REPUBLIKA.CO.ID, JAKARTA -- Pasal penghinaan presiden dinilai sebagai salah satu sarana membangun etika. Pasal ini mengajarkan masyarakat untuk mulai menjaga kepantasan, kelayakan, kepatutan, kebenaran dan kejujuran.
"Terutama dalam ranah ekpresi kebebasan berbicara, berpendapat dan mengungkapkan gagsan ide di ruang publik secara bebas terbuka," kata pengamat politik dari Universitas Diponegoro, Yulianto, kepada Republika, kemarin.
Namun ada syarat yang harus dipenuhi sebelum pasal ini diberlakukan. "Selama aturan tersebut isinya jelas, tegas, dan memiliki efek baik untuk pembangunan dalam etika berdemokrasi, itu tidak masalah," kata dia.

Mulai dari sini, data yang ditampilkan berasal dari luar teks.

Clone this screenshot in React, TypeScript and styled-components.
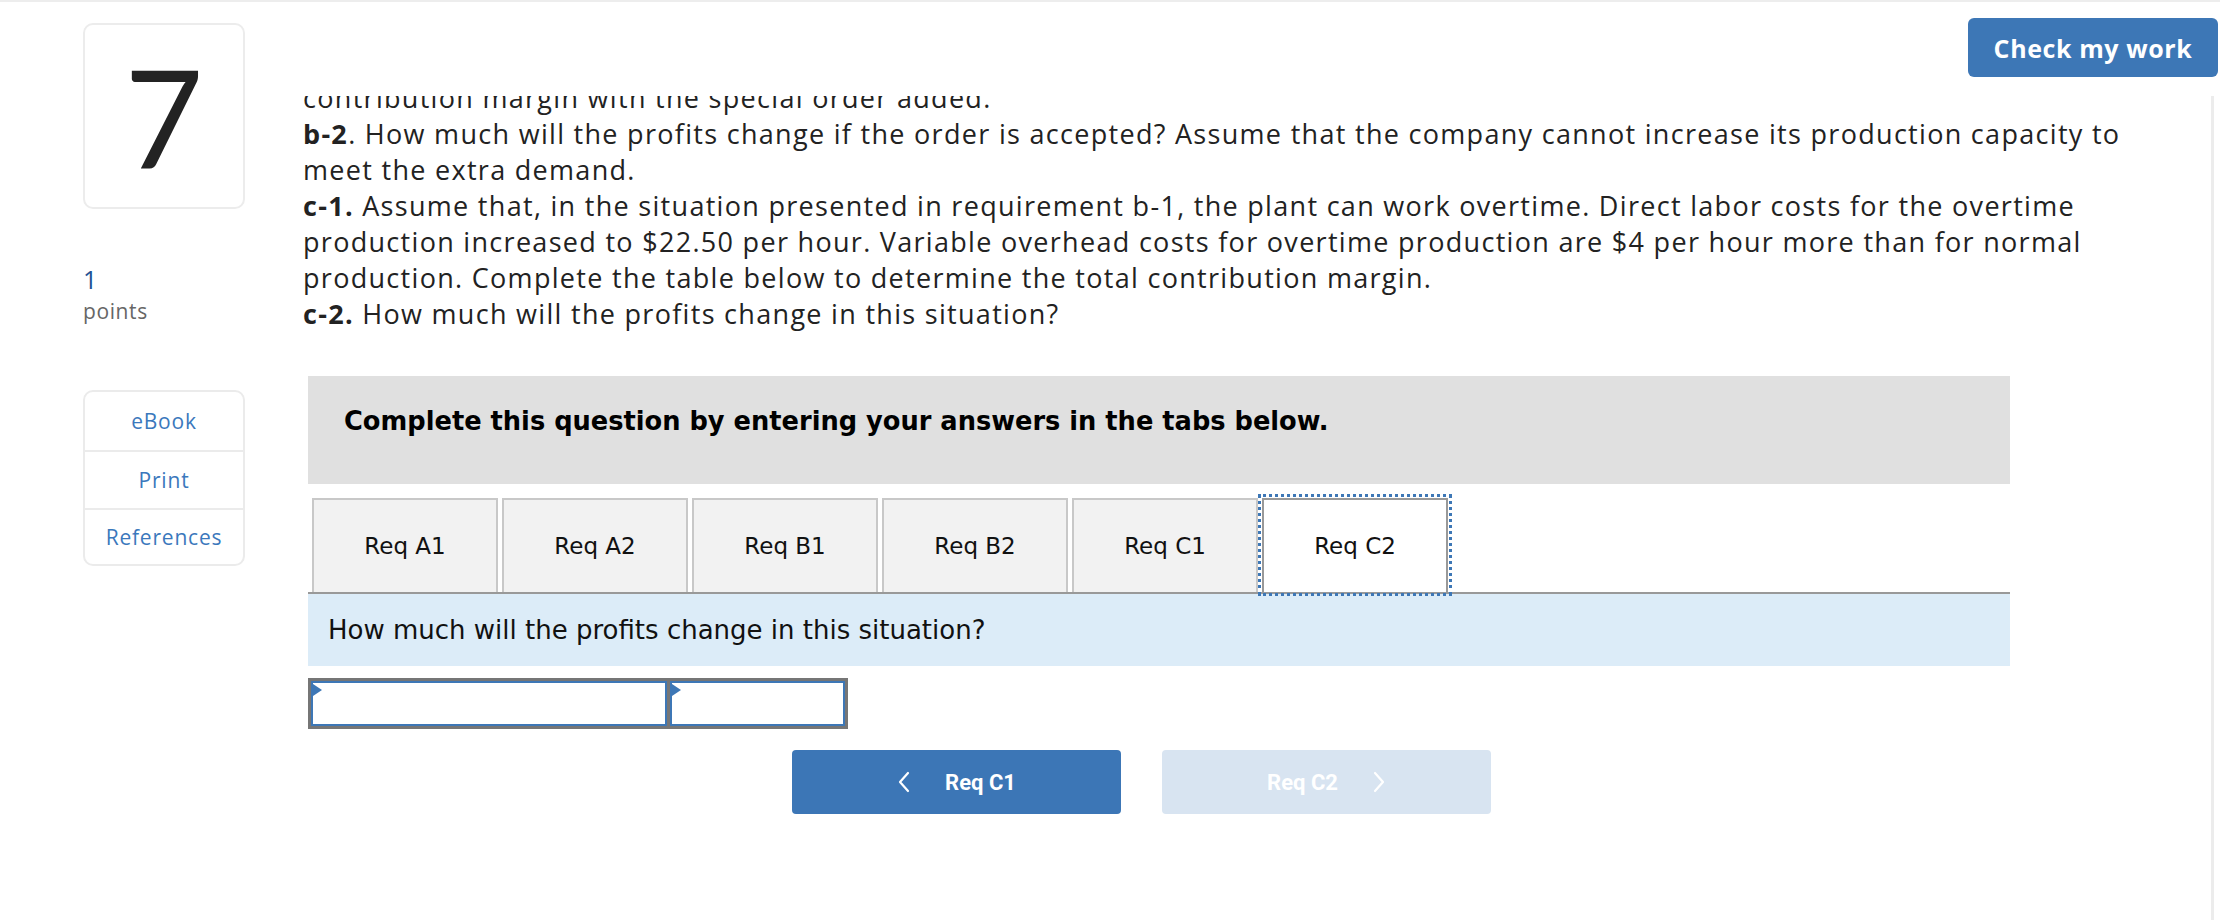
import React from "react";
import styled, { createGlobalStyle } from "styled-components";

const Global = createGlobalStyle`
  html, body {
    margin: 0;
    padding: 0;
    background: #fff;
  }
  body {
    border-top: 2px solid #ededed;
    font-family: "Open Sans", Lato, sans-serif;
    width: 2220px;
    height: 920px;
    box-sizing: border-box;
    overflow: hidden;
  }
`;

const Page = styled.div`
  display: flex;
  height: 918px;
`;

const Side = styled.aside`
  width: 162px;
  margin-left: 83px;
  padding-top: 21px;
  display: flex;
  flex-direction: column;
  flex-shrink: 0;
`;

const NumberBox = styled.div`
  height: 186px;
  box-sizing: border-box;
  border: 2px solid #ececec;
  border-radius: 10px;
  display: flex;
  align-items: center;
  justify-content: center;
  font-family: Lato, sans-serif;
  font-size: 136px;
  line-height: 1;
  color: #232323;
`;

const PointsValue = styled.div`
  margin-top: 54px;
  font-size: 25px;
  line-height: 32px;
  color: #1f5294;
`;

const PointsLabel = styled.div`
  margin-top: 0;
  font-size: 21px;
  line-height: 32px;
  letter-spacing: 0.6px;
  color: #666;
`;

const LinkBox = styled.div`
  margin-top: 63px;
  border: 2px solid #ebebeb;
  border-radius: 10px;
  display: flex;
  flex-direction: column;
`;

const LinkRow = styled.a<{ h: number; last?: boolean }>`
  height: ${p => p.h}px;
  display: flex;
  align-items: center;
  justify-content: center;
  border-bottom: ${p => (p.last ? "none" : "2px solid #ebebeb")};
  color: #3b78bc;
  font-size: 21px;
  letter-spacing: 0.8px;
  text-decoration: none;
`;

const Main = styled.main`
  flex: 1;
  margin-left: 58px;
  display: flex;
  flex-direction: column;
  min-width: 0;
`;

const Header = styled.header`
  height: 94px;
  box-sizing: border-box;
  padding-top: 16px;
  padding-right: 2px;
  display: flex;
  justify-content: flex-end;
  align-items: flex-start;
`;

const CheckButton = styled.button`
  width: 250px;
  height: 59px;
  border: none;
  border-radius: 6px;
  background: #3d77b6;
  color: #fff;
  font-family: "Open Sans", sans-serif;
  font-weight: 700;
  font-size: 25px;
  letter-spacing: 0.6px;
`;

const Scroll = styled.section`
  flex: 1;
  overflow: hidden;
  margin-right: 6px;
  border-right: 3px solid #ececec;
`;

const ScrollInner = styled.div`
  margin-top: -16px;
`;

const QuestionText = styled.div`
  width: 1862px;
  font-size: 27px;
  line-height: 36px;
  letter-spacing: 1.3px;
  color: #222;
`;

const Para = styled.p`
  margin: 0;
`;

const QuestionArea = styled.div`
  margin-left: 5px;
  margin-top: 44px;
  width: 1702px;
`;

const InfoBar = styled.div`
  height: 108px;
  box-sizing: border-box;
  padding: 30px 36px 0;
  background: #e0e0e0;
  font-family: "DejaVu Sans", Verdana, sans-serif;
  font-weight: 700;
  font-size: 25.7px;
  line-height: 30px;
  color: #000;
`;

const TabRow = styled.div`
  margin-top: 14px;
  padding-left: 4px;
  display: flex;
  align-items: flex-end;
  gap: 4px;
  border-bottom: 2px solid #999;
`;

const Tab = styled.div<{ active?: boolean }>`
  width: 186px;
  height: 94px;
  box-sizing: border-box;
  border: 2px solid ${p => (p.active ? "#999" : "#c8c8c8")};
  border-bottom: none;
  background: ${p => (p.active ? "#fff" : "#f2f2f2")};
  outline: ${p => (p.active ? "3px dotted #3d77b6" : "none")};
  outline-offset: 1px;
  display: flex;
  align-items: center;
  justify-content: center;
  font-family: "DejaVu Sans", Verdana, sans-serif;
  font-size: 23px;
  color: #111;
`;

const PromptBand = styled.div`
  height: 72px;
  padding-left: 20px;
  display: flex;
  align-items: center;
  background: #dcecf8;
  font-family: "DejaVu Sans", Verdana, sans-serif;
  font-size: 26px;
  color: #111;
`;

const InputRow = styled.div`
  margin-top: 12px;
  width: 540px;
  height: 51px;
  box-sizing: border-box;
  padding: 3px;
  display: flex;
  gap: 3px;
  background: #767676;
`;

const Cell = styled.div<{ w: number }>`
  position: relative;
  width: ${p => p.w}px;
  box-sizing: border-box;
  border: 2px solid #3d77b6;
  background: #fff;
`;

const Marker = styled.span`
  position: absolute;
  top: 1px;
  left: 0;
  width: 0;
  height: 0;
  border-top: 6px solid transparent;
  border-bottom: 6px solid transparent;
  border-left: 9px solid #3d77b6;
`;

const NavRow = styled.div`
  margin-top: 21px;
  margin-left: 484px;
  display: flex;
  gap: 41px;
`;

const NavButton = styled.button<{ disabled?: boolean }>`
  width: 329px;
  height: 64px;
  border: none;
  border-radius: 4px;
  background: ${p => (p.disabled ? "#d8e4f1" : "#3c76b6")};
  color: #fff;
  display: flex;
  align-items: center;
  justify-content: center;
  gap: 34px;
  font-family: Roboto, "Liberation Sans", sans-serif;
  font-weight: 700;
  font-size: 22px;
`;

const Chevron = ({ dir }: { dir: "left" | "right" }) => (
  <svg width="14" height="22" viewBox="0 0 14 22" fill="none">
    <path
      d={dir === "left" ? "M11 2 L3 11 L11 20" : "M3 2 L11 11 L3 20"}
      stroke="#fff"
      strokeWidth="2.2"
      strokeLinecap="round"
      strokeLinejoin="round"
    />
  </svg>
);

const tabs = ["Req A1", "Req A2", "Req B1", "Req B2", "Req C1", "Req C2"];

export default function App() {
  return (
    <>
      <Global />
      <Page>
        <Side>
          <NumberBox>7</NumberBox>
          <PointsValue>1</PointsValue>
          <PointsLabel>points</PointsLabel>
          <LinkBox>
            <LinkRow h={58}>eBook</LinkRow>
            <LinkRow h={56}>Print</LinkRow>
            <LinkRow h={54} last>References</LinkRow>
          </LinkBox>
        </Side>
        <Main>
          <Header>
            <CheckButton>Check my work</CheckButton>
          </Header>
          <Scroll>
            <ScrollInner>
              <QuestionText>
                <Para>contribution margin with the special order added.</Para>
                <Para>
                  <b>b-2</b>. How much will the profits change if the order is accepted? Assume that the company
                  cannot increase its production capacity to meet the extra demand.
                </Para>
                <Para>
                  <b>c-1.</b> Assume that, in the situation presented in requirement b-1, the plant can work
                  overtime. Direct labor costs for the overtime production increased to $22.50 per hour. Variable
                  overhead costs for overtime production are $4 per hour more than for normal production. Complete
                  the table below to determine the total contribution margin.
                </Para>
                <Para>
                  <b>c-2.</b> How much will the profits change in this situation?
                </Para>
              </QuestionText>
              <QuestionArea>
                <InfoBar>Complete this question by entering your answers in the tabs below.</InfoBar>
                <TabRow>
                  {tabs.map(t => (
                    <Tab key={t} active={t === "Req C2"}>
                      {t}
                    </Tab>
                  ))}
                </TabRow>
                <PromptBand>How much will the profits change in this situation?</PromptBand>
                <InputRow>
                  <Cell w={356}>
                    <Marker />
                  </Cell>
                  <Cell w={175}>
                    <Marker />
                  </Cell>
                </InputRow>
                <NavRow>
                  <NavButton>
                    <Chevron dir="left" />
                    Req C1
                  </NavButton>
                  <NavButton disabled>
                    Req C2
                    <Chevron dir="right" />
                  </NavButton>
                </NavRow>
              </QuestionArea>
            </ScrollInner>
          </Scroll>
        </Main>
      </Page>
    </>
  );
}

Yulianto berpendapat kecil kemungkinan pasal tersebut akan digunakan pemerintah untuk melanggengkan kekuasaan atau membungkam suara publik. Menurutnya kondisi sekarang ini sangat berbeda dengan era orde baru.
"Tidak semudah itu pemerintah memanfaatkannya untuk menyengketakan suasana represif pada masyarakat yang ingin bicara secara terbuka di ruang publik untuk hal yang berkaitan dengan pemerintah," ujarnya.
Dia menyebut pasal ini adalah langkah yang baik mengantisipasi orang yang terlalu banyak bicara sehingga bikin ruang publik pengap. "Yang isi pembicaraannya tidak karuan dan tidak bisa dipertanggungjawabkan," ujarnya.
Pasal ini akan mempertegas bagaimana cara mengkritik dan untuk memberi masukan yang benar kepada presiden. "Supaya tidak keluar dari etika kepatutan dan kelayakan," kata dia.
Yang penting isi pasal harus jelas, tegas, dan memberikan aksentuasi pada publik untuk bebas menyampaikan pendapat tetapi mengedepankan etika dan norma. "Sehingga nanti kritik tetap enak didengar namun isinya tetap bisa dipertanggungjawabkan," ucapnya.
Pemerintah pun harus tegas dalam permberlakuan pasal ini. Apabila ada orang yang melakukan pelanggaran pada konteks mengggunakan ruang publik saat berbicra, maka harus dislesaikan dengan cara-cara yang sesuai regulasi di dalam pasal tersebut.